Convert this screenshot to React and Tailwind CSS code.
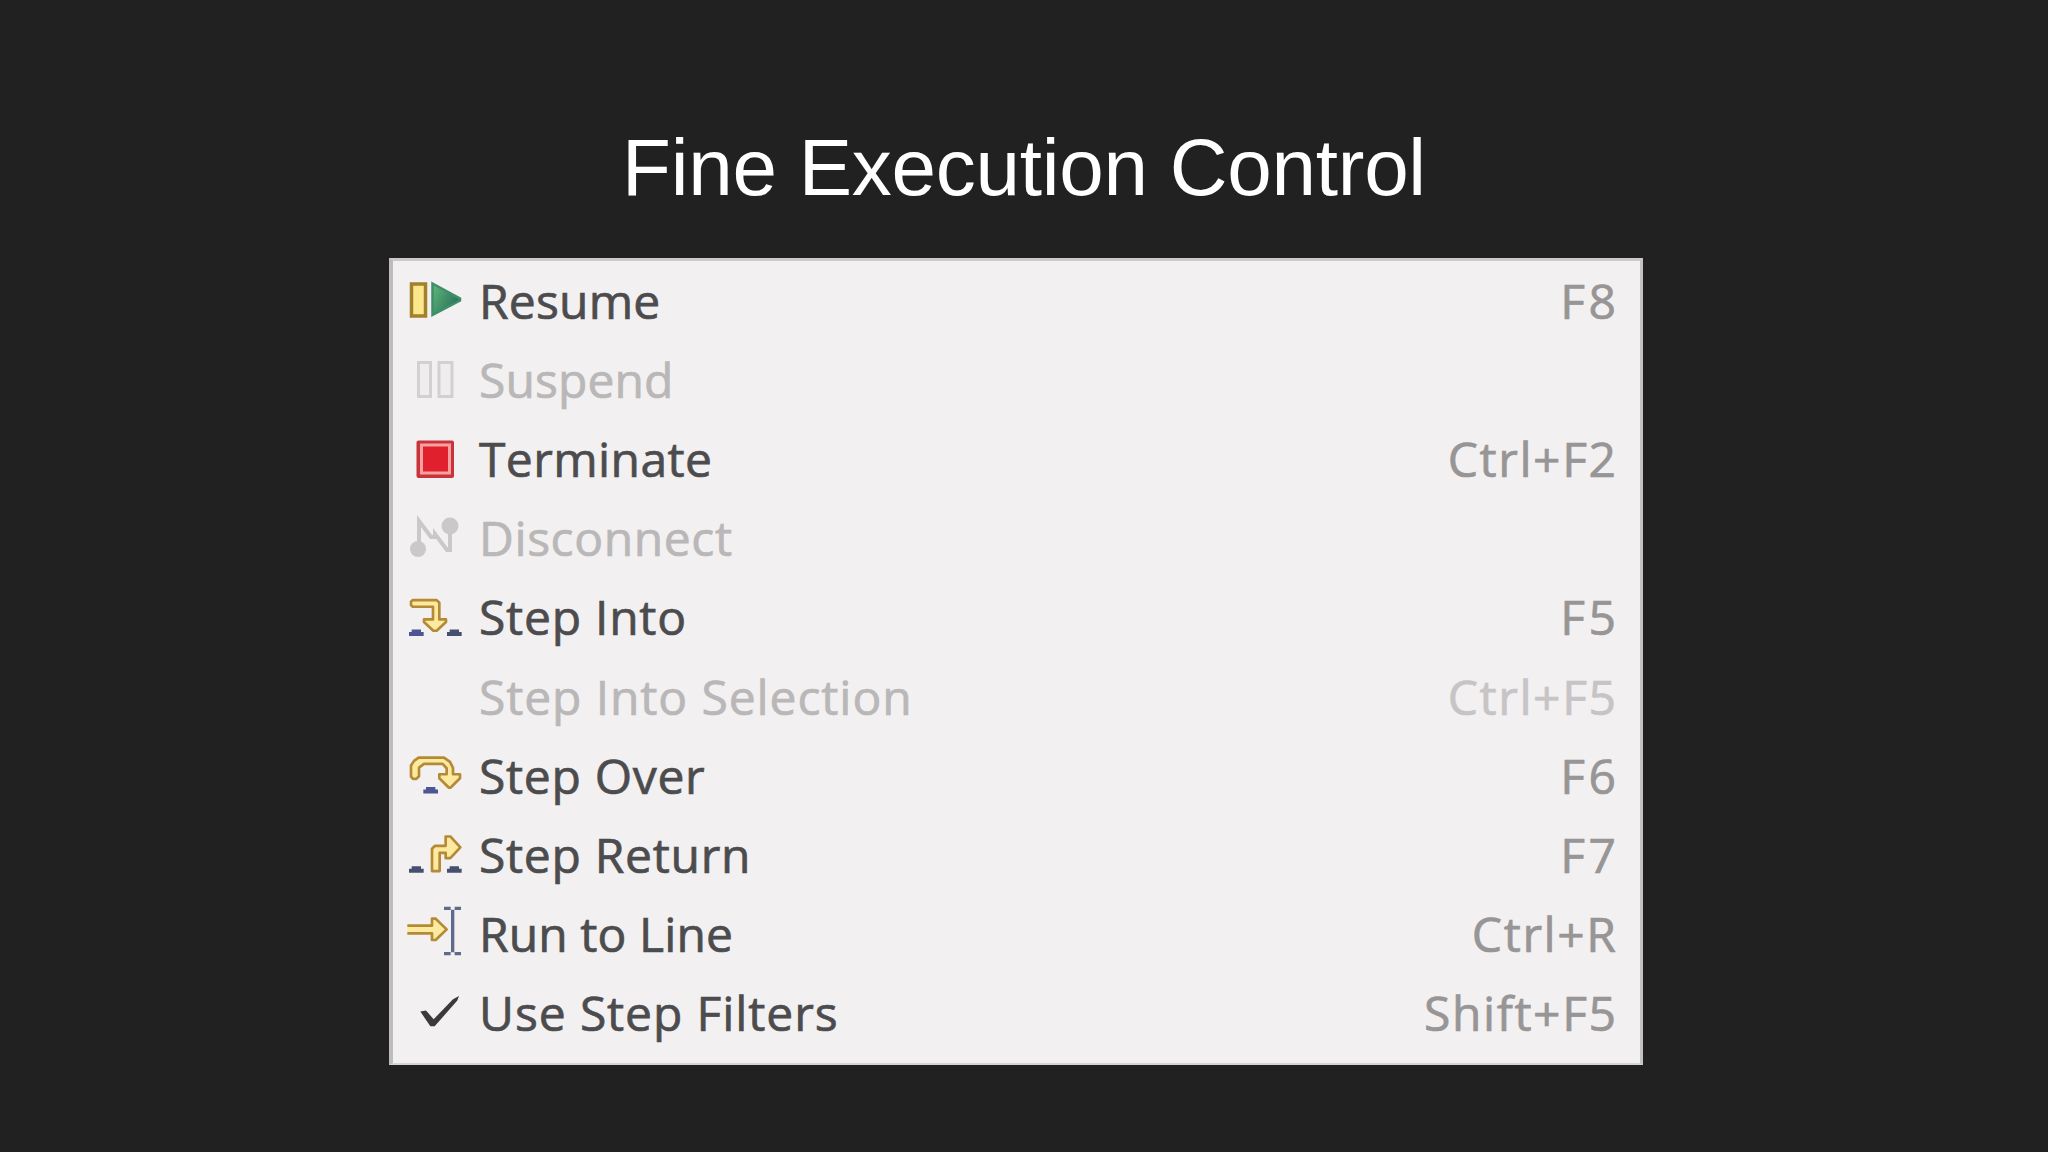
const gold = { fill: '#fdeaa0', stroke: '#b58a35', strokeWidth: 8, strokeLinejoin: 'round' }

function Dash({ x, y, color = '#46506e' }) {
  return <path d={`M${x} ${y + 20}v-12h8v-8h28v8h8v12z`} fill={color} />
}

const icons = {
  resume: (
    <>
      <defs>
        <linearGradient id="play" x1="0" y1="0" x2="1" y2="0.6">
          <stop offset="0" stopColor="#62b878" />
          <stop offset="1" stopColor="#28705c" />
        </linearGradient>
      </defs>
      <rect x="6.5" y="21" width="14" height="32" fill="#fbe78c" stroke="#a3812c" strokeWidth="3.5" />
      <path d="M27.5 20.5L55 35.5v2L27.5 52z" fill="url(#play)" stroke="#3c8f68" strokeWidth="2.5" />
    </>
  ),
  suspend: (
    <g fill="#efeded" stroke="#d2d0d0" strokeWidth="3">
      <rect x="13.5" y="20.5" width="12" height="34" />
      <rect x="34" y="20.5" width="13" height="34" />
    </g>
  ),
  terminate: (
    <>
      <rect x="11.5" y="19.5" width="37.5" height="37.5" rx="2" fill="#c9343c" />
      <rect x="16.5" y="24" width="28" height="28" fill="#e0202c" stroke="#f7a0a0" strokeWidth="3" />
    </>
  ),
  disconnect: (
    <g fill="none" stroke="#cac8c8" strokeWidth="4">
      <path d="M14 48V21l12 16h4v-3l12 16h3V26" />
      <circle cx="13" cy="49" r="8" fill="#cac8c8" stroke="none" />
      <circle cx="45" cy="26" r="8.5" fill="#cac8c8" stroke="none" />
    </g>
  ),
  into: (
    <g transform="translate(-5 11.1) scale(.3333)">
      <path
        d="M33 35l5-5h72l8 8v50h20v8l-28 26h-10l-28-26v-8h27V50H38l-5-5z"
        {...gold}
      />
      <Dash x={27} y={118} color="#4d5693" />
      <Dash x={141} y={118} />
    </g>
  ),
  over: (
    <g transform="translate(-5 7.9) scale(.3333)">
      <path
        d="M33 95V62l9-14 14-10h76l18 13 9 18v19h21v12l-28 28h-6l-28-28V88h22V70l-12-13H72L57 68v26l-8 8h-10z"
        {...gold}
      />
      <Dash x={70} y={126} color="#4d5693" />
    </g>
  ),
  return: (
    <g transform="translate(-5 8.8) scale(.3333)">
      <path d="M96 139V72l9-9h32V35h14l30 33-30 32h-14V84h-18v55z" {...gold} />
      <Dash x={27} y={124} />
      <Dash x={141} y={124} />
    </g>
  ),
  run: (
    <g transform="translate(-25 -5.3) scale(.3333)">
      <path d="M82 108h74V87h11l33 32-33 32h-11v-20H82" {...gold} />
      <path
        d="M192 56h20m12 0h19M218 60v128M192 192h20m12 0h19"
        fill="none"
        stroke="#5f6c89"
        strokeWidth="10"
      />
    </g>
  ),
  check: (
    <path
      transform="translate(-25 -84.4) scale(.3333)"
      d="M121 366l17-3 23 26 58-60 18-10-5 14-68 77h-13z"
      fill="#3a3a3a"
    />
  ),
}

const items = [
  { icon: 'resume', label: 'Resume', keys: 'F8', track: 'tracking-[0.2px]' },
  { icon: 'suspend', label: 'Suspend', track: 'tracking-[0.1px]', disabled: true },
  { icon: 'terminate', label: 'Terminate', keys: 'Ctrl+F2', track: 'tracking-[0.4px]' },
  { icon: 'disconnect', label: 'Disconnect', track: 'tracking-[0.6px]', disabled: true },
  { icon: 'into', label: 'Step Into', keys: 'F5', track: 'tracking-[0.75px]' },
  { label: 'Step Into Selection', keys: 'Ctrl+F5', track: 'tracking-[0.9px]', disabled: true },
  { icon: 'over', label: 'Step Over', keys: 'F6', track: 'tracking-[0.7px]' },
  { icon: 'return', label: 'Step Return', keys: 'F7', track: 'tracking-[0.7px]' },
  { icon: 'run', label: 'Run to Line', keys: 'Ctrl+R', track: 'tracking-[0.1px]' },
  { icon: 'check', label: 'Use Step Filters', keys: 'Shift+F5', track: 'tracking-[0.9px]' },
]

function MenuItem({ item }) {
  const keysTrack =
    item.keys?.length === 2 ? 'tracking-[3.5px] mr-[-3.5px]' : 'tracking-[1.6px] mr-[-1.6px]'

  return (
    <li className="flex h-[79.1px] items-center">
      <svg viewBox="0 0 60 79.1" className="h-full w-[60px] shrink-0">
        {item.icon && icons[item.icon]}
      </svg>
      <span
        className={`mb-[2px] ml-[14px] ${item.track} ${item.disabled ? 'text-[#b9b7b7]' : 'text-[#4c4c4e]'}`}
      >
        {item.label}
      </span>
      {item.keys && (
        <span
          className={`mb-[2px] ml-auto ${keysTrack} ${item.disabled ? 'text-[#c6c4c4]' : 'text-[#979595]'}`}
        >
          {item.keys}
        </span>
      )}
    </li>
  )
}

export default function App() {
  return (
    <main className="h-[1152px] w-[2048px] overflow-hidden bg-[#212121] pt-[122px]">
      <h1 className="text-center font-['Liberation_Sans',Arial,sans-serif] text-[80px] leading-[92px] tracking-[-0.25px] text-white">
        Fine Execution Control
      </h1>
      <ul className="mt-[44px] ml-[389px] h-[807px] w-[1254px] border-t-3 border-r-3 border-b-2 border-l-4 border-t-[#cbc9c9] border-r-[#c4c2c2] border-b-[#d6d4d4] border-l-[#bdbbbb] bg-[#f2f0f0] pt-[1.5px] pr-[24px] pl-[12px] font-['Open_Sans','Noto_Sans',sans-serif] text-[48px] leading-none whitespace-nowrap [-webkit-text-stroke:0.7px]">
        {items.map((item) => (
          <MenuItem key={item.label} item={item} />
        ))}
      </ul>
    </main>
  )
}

+--

[GOAL OF THE EXERCISE]:
Skip every picture and return the lines above from the top through the one that contains "8, strokeLinejoin: 'round'".

[FINAL RESULT]:
Convert this screenshot to React and Tailwind CSS code.
const gold = { fill: '#fdeaa0', stroke: '#b58a35', strokeWidth: 8, strokeLinejoin: 'round' }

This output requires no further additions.